Полицейские подвезли Луизу и Томаса до площади Жандарменмаркт, там они устроились посидеть на террасе кафе «Луттер и Вегнер», где, как обычно по утрам, собиралась публика, состоящая из туристов, предпринимателей и журналистов. Когда им принесли напитки, Луиза, пригубив белого вина и оглядев сквозь солнцезащитные очки накрытые белыми скатертями столики, сказала, что их вид напоминает ей саваны.

– Если ты предпочитаешь побыть одна в номере, только скажи, и мы сразу уйдем! – сказал Томас.

Луиза отрицательно покачала головой:

– Нет, после вчерашнего мне тут гораздо спокойнее.

Он кивнул:

– Наверное, надо было предоставить Тойфельсберг Курцу с оперативным отрядом.

– Может быть. Но с другой стороны, мне важно было увидеть место, где был в плену Могенс и где его убили.

Луиза достала пакет с вещами Могенса, который ей дал Курц, и разложила его содержимое на столике. Кроме потертого бумажника, там оказалась связка ключей, маленький фирменный календарик «Майланд», карта Берлина и несколько монет в один евро. Полистав календарь, она заметила, что в нем отмечен день ее рождения, а так на страницах не было видно особых помет.

– Можно взять? – спросил Томас, указав рукой на карту.

Луиза кивнула, он взял карту и развернул. Он быстро просмотрел ее в поисках помет, но, не найдя ничего, снова сложил и бросил на стол.

Луиза открыла бумажник Могенса. Там была его карточка медицинского страхования. В отделе для документов лежало несколько квитанций с Главного вокзала и чек булочной во Фридрихсхайне. Кроме того, билет на метро и билет теплоходной экскурсии по Копенгагену.

– Мы с ним были на этой экскурсии давно, еще детьми, – сказала Луиза, показывая Томасу билеты. – У Могенса всегда начиналась морская болезнь, но все равно он любил кататься на экскурсионном теплоходе.

Она сложила все обратно в бумажник и тут заметила в последнем кармашке маленькую фотографию:

– Этот снимок сделан в автомате. Я тогда как раз окончила школу.

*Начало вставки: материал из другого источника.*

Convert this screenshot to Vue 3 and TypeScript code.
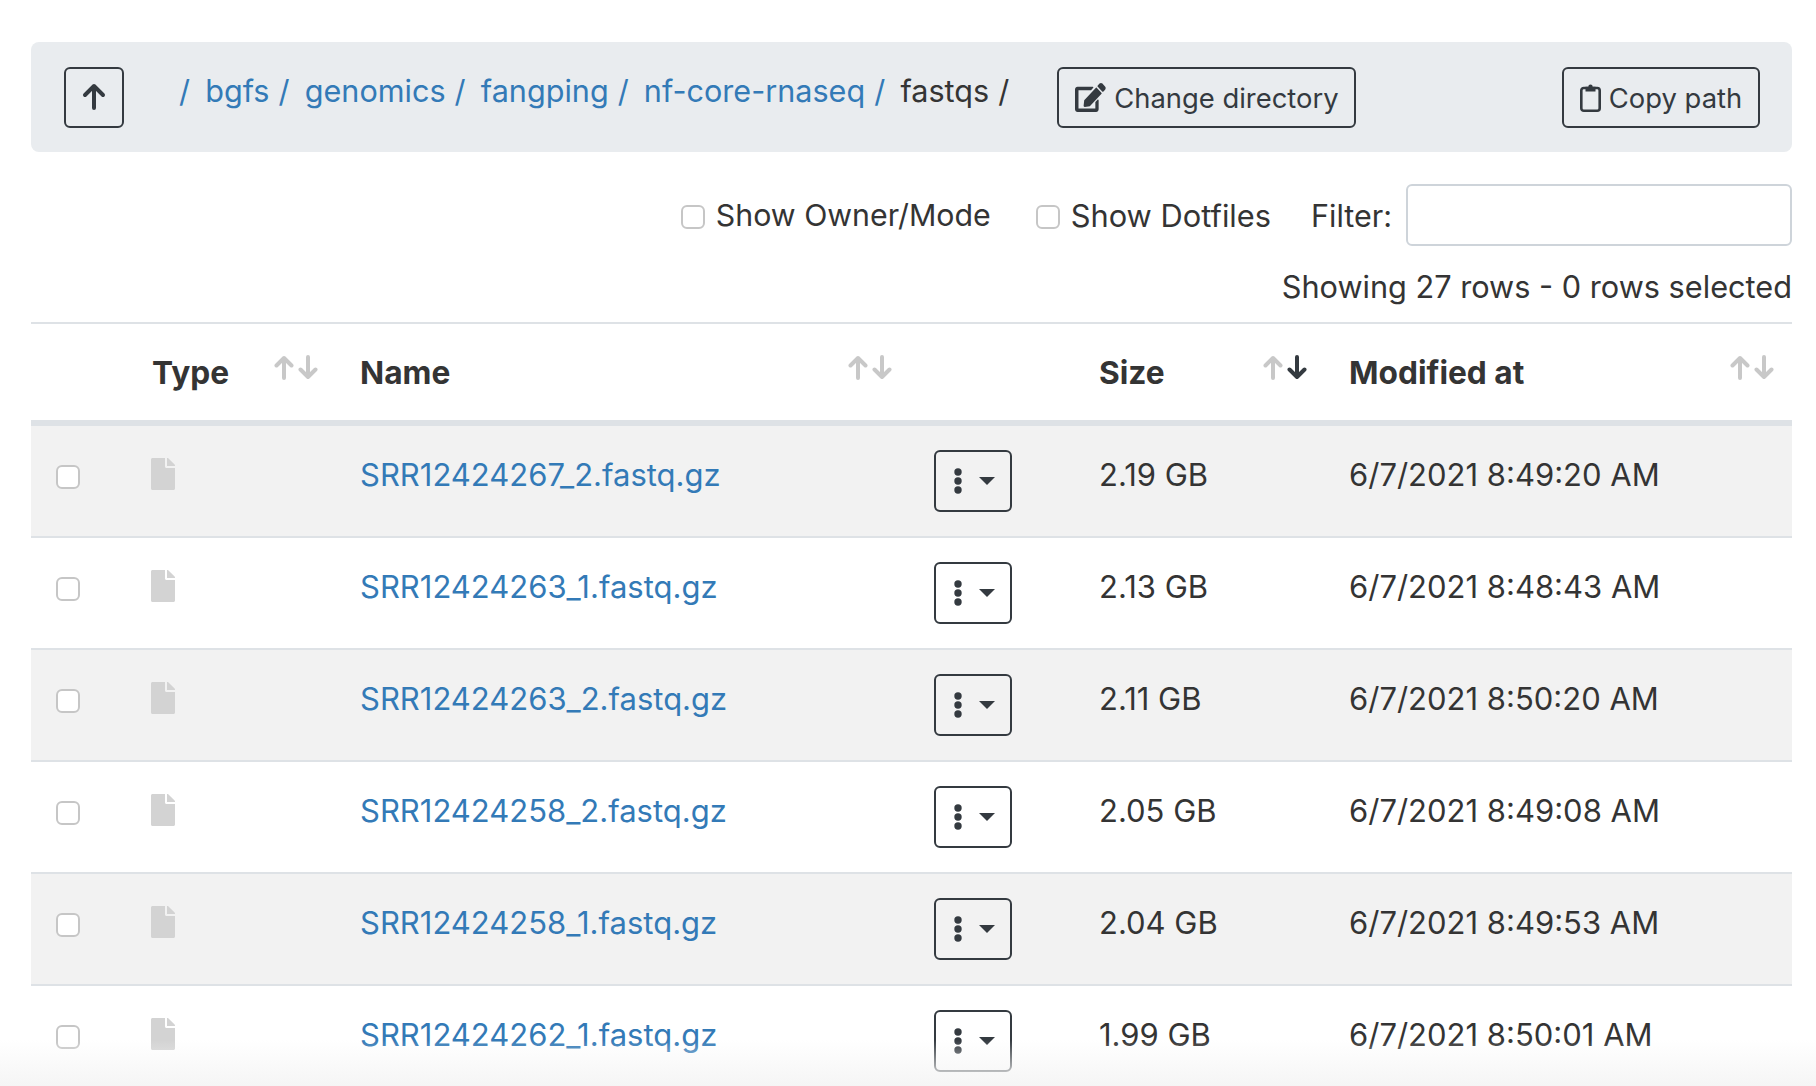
<script setup lang="ts">
interface FileRow {
  name: string
  size: string
  modified: string
}

const crumbs = ["bgfs", "genomics", "fangping", "nf-core-rnaseq"]

const rows: FileRow[] = [
  { name: "SRR12424267_2.fastq.gz", size: "2.19 GB", modified: "6/7/2021 8:49:20 AM" },
  { name: "SRR12424263_1.fastq.gz", size: "2.13 GB", modified: "6/7/2021 8:48:43 AM" },
  { name: "SRR12424263_2.fastq.gz", size: "2.11 GB", modified: "6/7/2021 8:50:20 AM" },
  { name: "SRR12424258_2.fastq.gz", size: "2.05 GB", modified: "6/7/2021 8:49:08 AM" },
  { name: "SRR12424258_1.fastq.gz", size: "2.04 GB", modified: "6/7/2021 8:49:53 AM" },
  { name: "SRR12424262_1.fastq.gz", size: "1.99 GB", modified: "6/7/2021 8:50:01 AM" },
]

const columns = [
  { label: "Type", active: false },
  { label: "Name", active: false },
  { label: "", active: false },
  { label: "Size", active: true },
  { label: "Modified at", active: false },
]
</script>

<template>
  <div class="page">
    <div class="path-bar">
      <button class="btn btn-up" type="button" aria-label="Up">
        <svg width="26" height="28" viewBox="0 0 26 28" fill="none" stroke="currentColor" stroke-width="4" stroke-linecap="round" stroke-linejoin="round">
          <path d="M13 25V3M4 12l9-9 9 9" />
        </svg>
      </button>
      <nav class="crumbs">
        <span class="sep link">/</span>
        <template v-for="c in crumbs" :key="c">
          <a class="link" href="#">{{ c }}</a>
          <span class="sep link">/</span>
        </template>
        <span>fastqs</span>
        <span class="sep">/</span>
      </nav>
      <button class="btn btn-change" type="button">
        <svg width="31" height="29" viewBox="0 0 32 28" preserveAspectRatio="none">
          <path fill="currentColor" d="M22.4 4.6l5 5c.2.2.2.6 0 .8L15.300 22.500l-5.200.6c-.7.1-1.300-.5-1.200-1.200l.6-5.200L21.600 4.600c.2-.2.6-.2.8 0zM31 3.300L28.300.6c-.8-.8-2.200-.8-3 0l-2 2c-.2.2-.2.6 0 .8l5 5c.2.200.6.200.8 0l2-2c.8-.9.8-2.200-.1-3.100zM21 18.900V24.500H3.600V7.100h12.500c.2 0 .4-.1.5-.2l2.200-2.200c.4-.4.100-1.100-.5-1.100H2.600C1.200 3.600 0 4.800 0 6.200v19.200C0 26.800 1.200 28 2.600 28h19.200c1.400 0 2.600-1.200 2.600-2.600V16.700c0-.6-.7-.9-1.100-.5L21.100 18.400c-.1.100-.1.300-.1.500z" />
        </svg>
        <span>Change directory</span>
      </button>
      <button class="btn btn-copy" type="button">
        <svg width="21" height="29" viewBox="0 0 21 29" fill="none" stroke="currentColor">
          <rect x="1.300" y="5" width="18.400" height="22.700" rx="2.500" stroke-width="2.600" />
          <path fill="currentColor" stroke="none" d="M5.500 3.800h2.800a2.200 2.200 0 0 1 4.400 0h2.800v4.700H5.500z" />
        </svg>
        <span>Copy path</span>
      </button>
    </div>

    <div class="options">
      <label class="check"><input type="checkbox" /> Show Owner/Mode</label>
      <label class="check"><input type="checkbox" /> Show Dotfiles</label>
      <label class="filter">Filter: <input type="text" /></label>
    </div>
    <div class="summary">Showing 27 rows - 0 rows selected</div>

    <table class="files">
      <colgroup>
        <col style="width: 97px" />
        <col style="width: 208px" />
        <col style="width: 574px" />
        <col style="width: 165px" />
        <col style="width: 250px" />
        <col style="width: 467px" />
      </colgroup>
      <thead>
        <tr>
          <th></th>
          <th v-for="col in columns" :key="col.label">
            {{ col.label }}
            <span v-if="col.label" class="sort" :class="{ active: col.active }">
              <svg width="20" height="25" viewBox="0 0 20 25" fill="none" stroke="currentColor" stroke-width="4" stroke-linecap="round" stroke-linejoin="round">
                <path d="M10 23V3M2.500 10.500L10 3l7.500 7.500" />
              </svg>
              <svg class="down" width="20" height="25" viewBox="0 0 20 25" fill="none" stroke="currentColor" stroke-width="4" stroke-linecap="round" stroke-linejoin="round">
                <path d="M10 2v20M2.500 14.500L10 22l7.500-7.500" />
              </svg>
            </span>
          </th>
        </tr>
      </thead>
      <tbody>
        <tr v-for="row in rows" :key="row.name">
          <td><input class="row-check" type="checkbox" /></td>
          <td>
            <svg class="file-icon" width="24" height="32" viewBox="0 0 24 32">
              <path fill="#d3d3d3" d="M14 8.500V0H1.500C.7 0 0 .7 0 1.500v29C0 31.300.7 32 1.500 32h21c.8 0 1.500-.7 1.500-1.500V10h-8.500c-.8 0-1.500-.7-1.500-1.500zM24 7.600V8h-8V0h.4c.4 0 .8.200 1.100.4l6.100 6.100c.3.300.4.700.4 1.100z" />
            </svg>
          </td>
          <td class="text"><a class="link" href="#">{{ row.name }}</a></td>
          <td>
            <button class="btn btn-menu" type="button" aria-label="Actions">
              <svg width="10" height="26" viewBox="0 0 10 26" fill="currentColor">
                <circle cx="5" cy="4" r="3.700" />
                <circle cx="5" cy="13" r="3.700" />
                <circle cx="5" cy="22" r="3.700" />
              </svg>
              <span class="caret"></span>
            </button>
          </td>
          <td class="text">{{ row.size }}</td>
          <td class="text">{{ row.modified }}</td>
        </tr>
      </tbody>
    </table>
    <div class="fade"></div>
  </div>
</template>

<style scoped>
.page {
  position: relative;
  height: 1086px;
  overflow: hidden;
  padding: 42px 24px 0 31px;
  box-sizing: border-box;
  font-family: Inter, "Liberation Sans", sans-serif;
  font-size: 31px;
  line-height: 45px;
  color: #343434;
}

.link {
  color: #337ab7;
  text-decoration: none;
}

.path-bar {
  display: flex;
  align-items: center;
  height: 110px;
  padding: 0 32px 0 33px;
  background: #e9ecef;
  border-radius: 8px;
}

.btn {
  display: inline-flex;
  align-items: center;
  justify-content: center;
  box-sizing: border-box;
  height: 61px;
  background: transparent;
  border: 2px solid #343a40;
  border-radius: 6px;
  color: #343a40;
  font: inherit;
  font-size: 27.4px;
  padding: 0;
}

.btn span {
  margin-top: 2px;
}

.btn-up {
  width: 60px;
  flex: none;
}

.crumbs {
  display: flex;
  gap: 9px;
  margin-left: 55px;
  margin-top: -14px;
  font-size: 30.6px;
  white-space: nowrap;
}

.crumbs .sep {
  margin-right: 6.2px;
}

.btn-change {
  width: 299px;
  gap: 8px;
  margin-left: 42px;
}

.btn-copy {
  width: 198px;
  gap: 8px;
  margin-left: auto;
}

.options {
  display: flex;
  justify-content: flex-end;
  align-items: center;
  height: 62px;
  margin-top: 32px;
  font-size: 30.8px;
}

.check {
  display: flex;
  align-items: center;
  gap: 11px;
  margin-right: 40px;
}

.check:first-child {
  margin-right: 45px;
  font-size: 30.3px;
}

.check input,
.row-check {
  appearance: none;
  display: block;
  width: 24px;
  height: 24px;
  margin: 4px 0 0;
  background: #fff;
  border: 2px solid #c6c6c6;
  border-radius: 6px;
}

.filter {
  display: flex;
  align-items: center;
  gap: 14px;
  font-size: 30.5px;
}

.filter input {
  box-sizing: border-box;
  width: 386px;
  height: 62px;
  background: #fff;
  border: 2px solid #ced4da;
  border-radius: 6px;
}

.summary {
  margin-top: 18px;
  font-size: 30.7px;
  text-align: right;
}

.files {
  width: 1761px;
  margin-top: 13px;
  border-collapse: separate;
  border-spacing: 0;
  table-layout: fixed;
}

.files th {
  position: relative;
  height: 104px;
  padding: 0 24px;
  box-sizing: border-box;
  border-top: 2px solid #dee2e6;
  border-bottom: 6px solid #dee2e6;
  text-align: left;
  font-size: 31.7px;
  font-weight: 700;
}

.sort {
  position: absolute;
  top: 31px;
  right: 18px;
  display: flex;
  gap: 4px;
  color: #c8c8c8;
}

.sort.active .down {
  color: #343a40;
}

.files td {
  height: 112px;
  padding: 24px 24px 0;
  box-sizing: border-box;
  vertical-align: top;
  border-bottom: 2px solid #dee2e6;
}

.files td.text {
  padding-top: 26px;
}

.files tbody tr:nth-child(odd) td {
  background: #f2f2f2;
}

.row-check {
  margin: 15px 0 0 1px;
}

.file-icon {
  display: block;
  margin-top: 8px;
  margin-left: -1px;
}

.btn-menu {
  width: 78px;
  height: 62px;
  gap: 16px;
}

.btn-menu svg {
  margin-left: 1px;
}

.caret {
  width: 0;
  height: 0;
  margin-top: 0 !important;
  border-left: 8px solid transparent;
  border-right: 8px solid transparent;
  border-top: 8px solid #343a40;
}

.fade {
  position: absolute;
  left: 0;
  right: 0;
  bottom: 0;
  height: 46px;
  background: linear-gradient(rgba(245, 245, 245, 0), #f5f5f5);
  pointer-events: none;
}
</style>

<style>
body {
  background: #fff;
}
</style>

Подумать только, он ее все эти годы хранил!

– Наверное, Луиза, он очень тебя любил.

Она кивнула, с трудом удерживая подступающие слезы:

– А ведь все, черт побери, могло сложиться иначе, если бы только… – Она покачала головой и вытерла хлынувшие слезы. – Если бы только я больше уделяла ему внимания, почаще бы звонила…

– Ты ни в чем не виновата, Луиза, перестань себя упрекать.

Она покачала головой:

– Могенс заслуживал лучшего – лучшей сестры, например.

– Мне кажется, ты – это самое лучшее, что было в его жизни.

– Если так, то это еще печальнее.

Томас потянулся через стол и взял ее руку:

– Я очень хорошо понимаю, что ты сейчас чувствуешь.

Она убрала руку и тихо покачала головой.

– Ты не виновата в его смерти.

– Так отчего же тогда у меня такое чувство?

Томас отпил пива из бокала и тяжело вздохнул:

– Когда погибла Ева, а я не смог найти убийцу, для меня все рухнуло. Я ненавидел себя за то, что не был дома и не защитил ее, за все, чего я для нее не сделал, за все, что мы могли бы сделать вместе, но что было упущено. Дело дошло до того, что я возненавидел все вокруг: друзей, соседей и товарищей по работе. Ненависть моя была такова, что мне уже и жить не хотелось, и я с горя запил.

– И что же тебя тогда остановило?

– Сам не знаю. Время, наверное, поддержка друзей, а может быть, то, что пьянство губит тебя слишком медленно, так что я бросил эту затею на полдороге. Но как бы то ни было, я избавился от ненависти и озлобления. И все было хорошо, пока недавно я не узнал, что Ева встречалась с другим мужчиной. Тут все началось сызнова. Злость и обида опять овладели мной.

– Так, по-твоему, получается, что этому не бывает конца?

– Нет. Я считаю, что нужно думать о том хорошем, что было в прошлом, вспоминать все лучшее, что было у вас в жизни, то, что вы успели сделать вместе. И забыть все упреки и обиды. – Томас пожал плечами. – На самом деле я тоже толком не знаю. Чувствую только, что если дать этому волю, то оно отравит тебе весь остаток жизни.

Луиза кивнула и вытерла мокрые щеки. От слез у нее потекла тушь. Обнаружив это, она извинилась и ушла в туалет приводить себя в порядок.

Томас проводил ее глазами и допил остатки пива. Ему было жаль ее, но он сомневался, что от его слов что-то изменится. Сам-то он терпеть не мог, когда другие, в особенности Йонсон, донимали его мудрыми советами.